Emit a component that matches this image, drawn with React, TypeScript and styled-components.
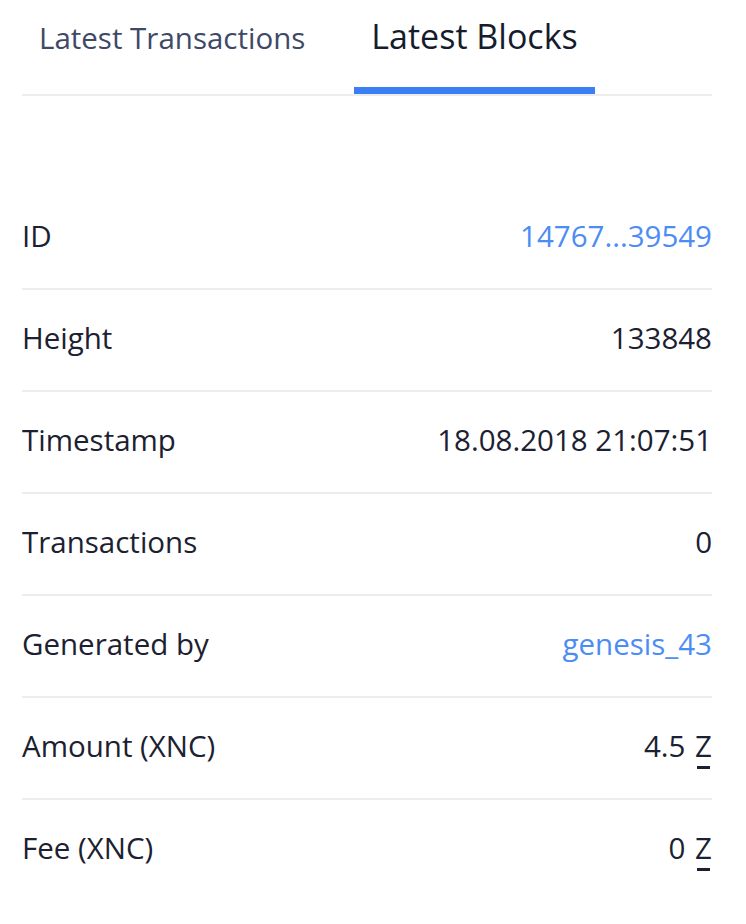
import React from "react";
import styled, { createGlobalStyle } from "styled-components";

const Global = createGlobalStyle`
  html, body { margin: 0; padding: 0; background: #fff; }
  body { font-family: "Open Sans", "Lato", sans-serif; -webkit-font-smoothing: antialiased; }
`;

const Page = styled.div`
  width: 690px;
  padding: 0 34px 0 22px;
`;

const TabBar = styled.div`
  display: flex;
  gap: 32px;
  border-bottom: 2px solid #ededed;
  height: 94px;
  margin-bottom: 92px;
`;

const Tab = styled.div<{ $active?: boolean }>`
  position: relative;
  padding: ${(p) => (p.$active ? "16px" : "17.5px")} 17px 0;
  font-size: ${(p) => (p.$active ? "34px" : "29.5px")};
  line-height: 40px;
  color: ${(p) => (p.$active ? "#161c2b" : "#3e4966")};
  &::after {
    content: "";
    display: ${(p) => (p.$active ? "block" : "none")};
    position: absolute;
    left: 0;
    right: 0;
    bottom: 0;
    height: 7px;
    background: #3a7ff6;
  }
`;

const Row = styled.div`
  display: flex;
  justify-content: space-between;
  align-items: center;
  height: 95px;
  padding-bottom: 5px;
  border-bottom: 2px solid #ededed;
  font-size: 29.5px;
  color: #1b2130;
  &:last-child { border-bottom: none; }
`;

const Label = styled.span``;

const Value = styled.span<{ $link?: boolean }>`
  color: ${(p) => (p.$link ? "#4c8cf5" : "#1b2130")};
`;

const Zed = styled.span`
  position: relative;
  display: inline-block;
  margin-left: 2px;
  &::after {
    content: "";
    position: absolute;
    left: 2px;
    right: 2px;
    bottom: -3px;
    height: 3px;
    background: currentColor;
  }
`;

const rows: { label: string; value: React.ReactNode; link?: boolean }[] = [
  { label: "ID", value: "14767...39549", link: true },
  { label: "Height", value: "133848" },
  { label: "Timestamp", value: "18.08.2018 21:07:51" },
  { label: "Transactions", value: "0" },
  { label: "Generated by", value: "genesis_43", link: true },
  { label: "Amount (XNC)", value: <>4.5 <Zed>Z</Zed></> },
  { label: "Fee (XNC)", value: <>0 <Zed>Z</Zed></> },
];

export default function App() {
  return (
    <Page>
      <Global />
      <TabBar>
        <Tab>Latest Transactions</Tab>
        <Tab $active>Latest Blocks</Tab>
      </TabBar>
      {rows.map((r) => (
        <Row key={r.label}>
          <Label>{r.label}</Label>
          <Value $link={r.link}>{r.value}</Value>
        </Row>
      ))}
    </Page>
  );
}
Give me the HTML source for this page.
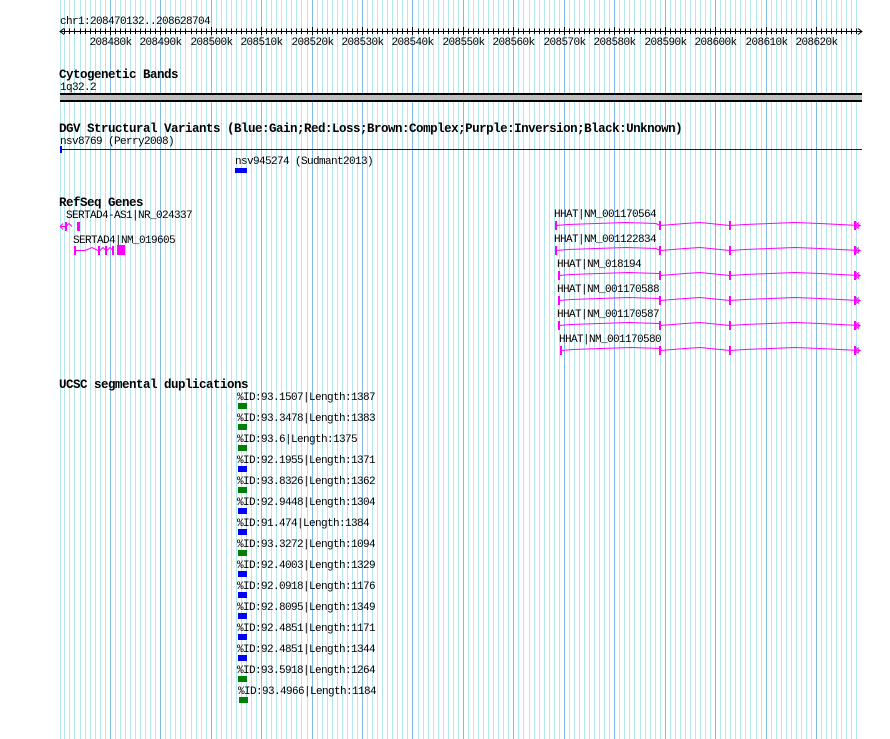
--------
*Goal*
Transcribe each line above verbatim, with the pictures left out.

*Output below*
Emit a component that matches this image, drawn with React, TypeScript and styled-components.
import React from "react";
import styled, { createGlobalStyle } from "styled-components";

const Global = createGlobalStyle`
  html, body { margin: 0; padding: 0; background: #fff; }
  body { font-family: "Open Sans", "Lato", sans-serif; -webkit-font-smoothing: antialiased; }
`;

const Page = styled.div`
  width: 690px;
  padding: 0 34px 0 22px;
`;

const TabBar = styled.div`
  display: flex;
  gap: 32px;
  border-bottom: 2px solid #ededed;
  height: 94px;
  margin-bottom: 92px;
`;

const Tab = styled.div<{ $active?: boolean }>`
  position: relative;
  padding: ${(p) => (p.$active ? "16px" : "17.5px")} 17px 0;
  font-size: ${(p) => (p.$active ? "34px" : "29.5px")};
  line-height: 40px;
  color: ${(p) => (p.$active ? "#161c2b" : "#3e4966")};
  &::after {
    content: "";
    display: ${(p) => (p.$active ? "block" : "none")};
    position: absolute;
    left: 0;
    right: 0;
    bottom: 0;
    height: 7px;
    background: #3a7ff6;
  }
`;

const Row = styled.div`
  display: flex;
  justify-content: space-between;
  align-items: center;
  height: 95px;
  padding-bottom: 5px;
  border-bottom: 2px solid #ededed;
  font-size: 29.5px;
  color: #1b2130;
  &:last-child { border-bottom: none; }
`;

const Label = styled.span``;

const Value = styled.span<{ $link?: boolean }>`
  color: ${(p) => (p.$link ? "#4c8cf5" : "#1b2130")};
`;

const Zed = styled.span`
  position: relative;
  display: inline-block;
  margin-left: 2px;
  &::after {
    content: "";
    position: absolute;
    left: 2px;
    right: 2px;
    bottom: -3px;
    height: 3px;
    background: currentColor;
  }
`;

const rows: { label: string; value: React.ReactNode; link?: boolean }[] = [
  { label: "ID", value: "14767...39549", link: true },
  { label: "Height", value: "133848" },
  { label: "Timestamp", value: "18.08.2018 21:07:51" },
  { label: "Transactions", value: "0" },
  { label: "Generated by", value: "genesis_43", link: true },
  { label: "Amount (XNC)", value: <>4.5 <Zed>Z</Zed></> },
  { label: "Fee (XNC)", value: <>0 <Zed>Z</Zed></> },
];

export default function App() {
  return (
    <Page>
      <Global />
      <TabBar>
        <Tab>Latest Transactions</Tab>
        <Tab $active>Latest Blocks</Tab>
      </TabBar>
      {rows.map((r) => (
        <Row key={r.label}>
          <Label>{r.label}</Label>
          <Value $link={r.link}>{r.value}</Value>
        </Row>
      ))}
    </Page>
  );
}
Give me the HTML source for this page.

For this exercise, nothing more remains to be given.